Purcell enhanced electroluminescence of a unipolar light emitting quantum device at 10 micron

TL;DR

This paper demonstrates that by engineering metamaterials and microcavities, it is possible to significantly enhance spontaneous emission in mid-infrared electroluminescent devices, leading to more efficient light sources.

Contribution

The study introduces a novel approach using metamaterials and nano-emitters to enhance mid-infrared electroluminescence through the Purcell effect, achieving a 100-fold increase in collected power.

Findings

Achieved collimated mid-infrared emission with enhanced power

Demonstrated a 100-fold increase in collected emission power

Showed that spontaneous emission can be engineered for efficient devices

Abstract

Efficient generation of radiation in the mid- and far- infrared relies primarily on lasers and coherent nonlinear optical phenomena driven by lasers.
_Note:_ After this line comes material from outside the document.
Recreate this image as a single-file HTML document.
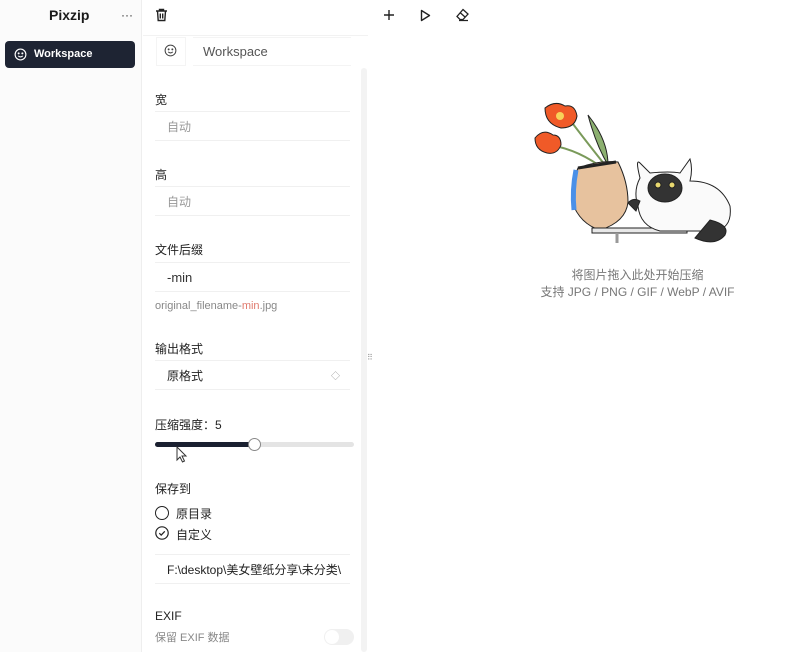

This wavelength range lacks of luminescent devices because the spontaneous emission rate becomes much longer than the nonradiative energy relaxation processes and therefore emitters have to count on stimulated emission produced by linear or non-linear optical gain. However, spontaneous emission is not a fundamental property of the emitter. By engineering metamaterials composed of arrays of nano-emitters into microcavities coupled to patch antennas, we have demonstrated mid-infrared electroluminescent devices emitting a collimated beam with excellent spatial properties and a factor 100 increase in the collected power, compared to standard devices. Our results illustrate that by reshaping the photonic environment around emitting dipoles, as in the Purcell effect, it is possible to enhance the spontaneous emission and conceive efficient optoelectronic light emitting devices that operate close to the thermodynamical equilibrium as LEDs in the visible range.